Devil May Cry is incredibly goofy – Dante doing the moonwalk in DMC5 has become iconic at this point – but when the entire cast falls silent in every cutscene, it loses such a huge part of what makes this series beloved. Dante is such a beloved goofball, and from this game, you would have absolutely no idea why. But hey, the mobile game can lose some personality, as long as the core of the character action combat is intact, right?

That’s strike two. I actually love playing as Lady, as dodging towards foes while aerial will turn into a sweeping lunge and launching kick, where you can just keep stringing combos together to keep foes off the floor – it feels good – but when compared to any actual Devil May Cry game, the combat here is practically gutted. One attack button, a special move that has a recharge which is frankly far too long, and you’ll charge your super up too. That’s why Lady’s dodge turns into an attack: you can’t squeeze that many buttons onto a touch screen without looking ridiculous.

Nice artwork at least.

Nice artwork at least.

It’s a free-to-play game, it’s on mobile, it’s not being touted as a mainline sequel to the series or anything, so for me, all of those points are actually pretty forgivable. All I need is some dumb fun for when I’m sitting on a train or waiting for an Uber. And that’s when, in the middle of mission two, Peak of Combat hit me with a screen saying that my characters were too underdeveloped.

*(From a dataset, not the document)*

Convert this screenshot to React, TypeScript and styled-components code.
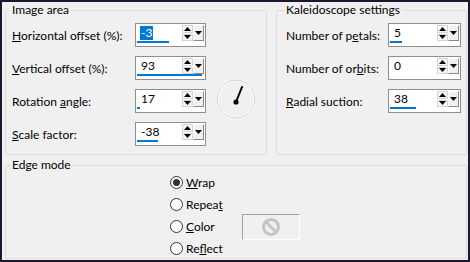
import React from "react";
import styled, { createGlobalStyle } from "styled-components";

const Global = createGlobalStyle`
  html, body { margin: 0; padding: 0; background: #f0f0f0; }
  body { font-family: Lato, "Open Sans", sans-serif; }
`;

const FONT = `Lato, "Open Sans", "Noto Sans", sans-serif`;

const Frame = styled.div`
  box-sizing: border-box;
  width: 470px;
  height: 262px;
  border: 2px solid #1c1631;
  background: #f0f0f0;
  padding: 1px 1px 1px 3px;
  display: flex;
  flex-direction: column;
  align-items: flex-start;
  gap: 3px;
  font-family: ${FONT};
  font-size: 12px;
  color: #000;
`;

const TopRow = styled.div`
  display: flex;
  gap: 9px;
`;

const Group = styled.fieldset<{ $w: number; $h: number }>`
  box-sizing: border-box;
  margin: 0;
  padding: 0;
  min-width: 0;
  width: ${(p) => p.$w}px;
  height: ${(p) => p.$h}px;
  flex: none;
  border: 1px solid #dcdcdc;
  border-radius: 2px;
`;

const Legend = styled.legend<{ $ml: number }>`
  margin-left: ${(p) => p.$ml}px;
  padding: 0 2px;
  line-height: 14px;
  font-size: 12px;
`;

const FieldGrid = styled.div<{ $pl: number; $cols: string }>`
  display: grid;
  grid-template-columns: ${(p) => p.$cols};
  grid-auto-rows: 24px;
  row-gap: 9px;
  padding: 6px 0 0 ${(p) => p.$pl}px;
  align-items: center;
`;

const Label = styled.span`
  white-space: nowrap;
`;

const Key = styled.span`
  text-decoration: underline;
  text-underline-offset: 1px;
`;

const SpinBox = styled.div<{ $w: number }>`
  box-sizing: border-box;
  width: ${(p) => p.$w}px;
  height: 24px;
  border: 1px solid #8f8f8f;
  background: #fff;
  display: flex;
  flex-direction: column;
  padding: 0 1px 3px 1px;
`;

const SpinMain = styled.div`
  display: flex;
  height: 17px;
`;

const Field = styled.div`
  flex: 1;
  display: flex;
  align-items: center;
  padding-left: 3px;
`;

const Value = styled.span<{ $selected?: boolean }>`
  line-height: 14px;
  padding: 0 1px;
  background: ${(p) => (p.$selected ? "#0078d7" : "transparent")};
  color: ${(p) => (p.$selected ? "#fff" : "#000")};
`;

const Arrows = styled.div`
  width: 11px;
  display: flex;
  flex-direction: column;
  gap: 1px;
  padding-top: 1px;
  box-sizing: border-box;
`;

const ArrowHalf = styled.div`
  flex: 1;
  box-sizing: border-box;
  border: 1px solid #d4d4d4;
  background: #f6f6f6;
  display: flex;
  align-items: center;
  justify-content: center;
`;

const DropButton = styled.div`
  width: 11px;
  box-sizing: border-box;
  margin-top: 1px;
  background: #f0f0f0;
  border-top: 1px solid #fff;
  border-left: 1px solid #fff;
  border-right: 1px solid #8a8a8a;
  border-bottom: 1px solid #8a8a8a;
  display: flex;
  align-items: center;
  justify-content: center;
`;

const Bar = styled.div`
  height: 2px;
  background: #0078d7;
`;

const DialWrap = styled.div`
  justify-self: start;
  align-self: start;
  margin: -10px 0 0 10px;
  width: 40px;
  height: 40px;
`;

const RadioGrid = styled.div`
  display: grid;
  grid-template-columns: 72px auto;
  grid-auto-rows: 22px;
  margin-top: -1px;
  padding-left: 164px;
  align-items: center;
`;

const RadioItem = styled.label<{ $row: number }>`
  grid-column: 1;
  grid-row: ${(p) => p.$row};
  display: flex;
  align-items: center;
  gap: 3px;
  white-space: nowrap;
`;

const RadioCircle = styled.span<{ $checked?: boolean }>`
  box-sizing: border-box;
  width: 13px;
  height: 13px;
  border-radius: 50%;
  border: 1px solid #333;
  background: #fff;
  display: flex;
  align-items: center;
  justify-content: center;
  &::after {
    content: "";
    width: 7px;
    height: 7px;
    border-radius: 50%;
    background: ${(p) => (p.$checked ? "#333" : "transparent")};
  }
`;

const ColorBox = styled.div`
  grid-column: 2;
  grid-row: 3;
  align-self: start;
  margin-top: -1px;
  box-sizing: border-box;
  width: 58px;
  height: 26px;
  border-top: 1px solid #a0a0a0;
  border-left: 1px solid #a0a0a0;
  border-right: 1px solid #fff;
  border-bottom: 1px solid #fff;
  display: flex;
  align-items: center;
  justify-content: center;
`;

const Tri = ({ up }: { up?: boolean }) => (
  <svg width="7" height="4" viewBox="0 0 7 4">
    {up ? <polygon points="0,4 7,4 3.5,0" fill="#000" /> : <polygon points="0,0 7,0 3.5,4" fill="#000" />}
  </svg>
);

type SpinProps = {
  value: number;
  min: number;
  max: number;
  width: number;
  selected?: boolean;
};

const Spin = ({ value, min, max, width, selected }: SpinProps) => {
  const inner = width - 4;
  const frac = Math.max(0, Math.min(1, (value - min) / (max - min)));
  return (
    <SpinBox $w={width}>
      <SpinMain>
        <Field>
          <Value $selected={selected}>{value}</Value>
        </Field>
        <Arrows>
          <ArrowHalf>
            <Tri up />
          </ArrowHalf>
          <ArrowHalf>
            <Tri />
          </ArrowHalf>
        </Arrows>
        <DropButton>
          <Tri />
        </DropButton>
      </SpinMain>
      <Bar style={{ width: `${Math.round(inner * frac)}px` }} />
    </SpinBox>
  );
};

const Dial = () => (
  <DialWrap>
    <svg width="40" height="40" viewBox="0 0 40 40">
      <circle cx="20" cy="20" r="19" fill="none" stroke="#ffffff" strokeWidth="2.5" />
      <circle cx="20" cy="20" r="19" fill="none" stroke="#cbcbcb" strokeWidth="1" />
      <line x1="20" y1="23" x2="26" y2="8" stroke="#000" strokeWidth="2" strokeLinecap="round" />
      <circle cx="20" cy="23" r="2.6" fill="#000" />
    </svg>
  </DialWrap>
);

const NoSymbol = () => (
  <svg width="22" height="22" viewBox="0 0 22 22">
    <circle cx="11" cy="11" r="7.5" fill="none" stroke="#c4c4c4" strokeWidth="3" />
    <line x1="5.7" y1="5.7" x2="16.3" y2="16.3" stroke="#c4c4c4" strokeWidth="3" />
  </svg>
);

export default function App() {
  return (
    <>
      <Global />
      <Frame>
        <TopRow>
          <Group $w={262} $h={152}>
            <Legend $ml={4}>Image area</Legend>
            <FieldGrid $pl={6} $cols="123px 71px 1fr">
              <Label>
                <Key>H</Key>orizontal offset (%):
              </Label>
              <Spin value={-3} min={-100} max={100} width={71} selected />
              <span />
              <Label>
                <Key>V</Key>ertical offset (%):
              </Label>
              <Spin value={93} min={-100} max={100} width={71} />
              <span />
              <Label>
                Rotation <Key>a</Key>ngle:
              </Label>
              <Spin value={17} min={0} max={360} width={71} />
              <Dial />
              <Label>
                <Key>S</Key>cale factor:
              </Label>
              <Spin value={-38} min={-100} max={100} width={71} />
              <span />
            </FieldGrid>
          </Group>
          <Group $w={191} $h={152}>
            <Legend $ml={7}>Kaleidoscope settings</Legend>
            <FieldGrid $pl={9} $cols="102px 73px">
              <Label>
                Number of p<Key>e</Key>tals:
              </Label>
              <Spin value={5} min={1} max={25} width={73} />
              <Label>
                Number of or<Key>b</Key>its:
              </Label>
              <Spin value={0} min={0} max={100} width={73} />
              <Label>
                <Key>R</Key>adial suction:
              </Label>
              <Spin value={38} min={0} max={100} width={73} />
            </FieldGrid>
          </Group>
        </TopRow>
        <Group $w={462} $h={101}>
          <Legend $ml={4}>Edge mode</Legend>
          <RadioGrid>
            <RadioItem $row={1}>
              <RadioCircle $checked />
              <span>
                <Key>W</Key>rap
              </span>
            </RadioItem>
            <RadioItem $row={2}>
              <RadioCircle />
              <span>
                Repea<Key>t</Key>
              </span>
            </RadioItem>
            <RadioItem $row={3}>
              <RadioCircle />
              <span>
                <Key>C</Key>olor
              </span>
            </RadioItem>
            <RadioItem $row={4}>
              <RadioCircle />
              <span>
                Re<Key>f</Key>lect
              </span>
            </RadioItem>
            <ColorBox>
              <NoSymbol />
            </ColorBox>
          </RadioGrid>
        </Group>
      </Frame>
    </>
  );
}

Strike three is where people are out, right? So, mid-mission, I begrudgingly upgraded all of their weapons and spent EXP items to level up the team. A couple of fights later, still on mission two, the same screen appeared again. Usually, free-to-play games wait to get you invested first, and then decide to bombard you with the arcane knowledge that all mobile experiences are the equivalent of placing a blood-sucking leech onto your neck and prodding it periodically to see if it stings just right. But no, no holding off here: from mission two you will be very aware that you need to upgrade and develop a bunch of nonsense stats constantly, otherwise you just won’t be able to continue playing the game.

So that’s that then; Devil May Cry: Peak of Combat is another vapid game which takes the aesthetics and surface-level mechanics of something you enjoy, and gates even the most meager sensations of joy behind a wall that either requires hours of your time, or your money. A better alternative to this is playing Devil May Cry 5 or buttering 100 slices of bread for a buffet.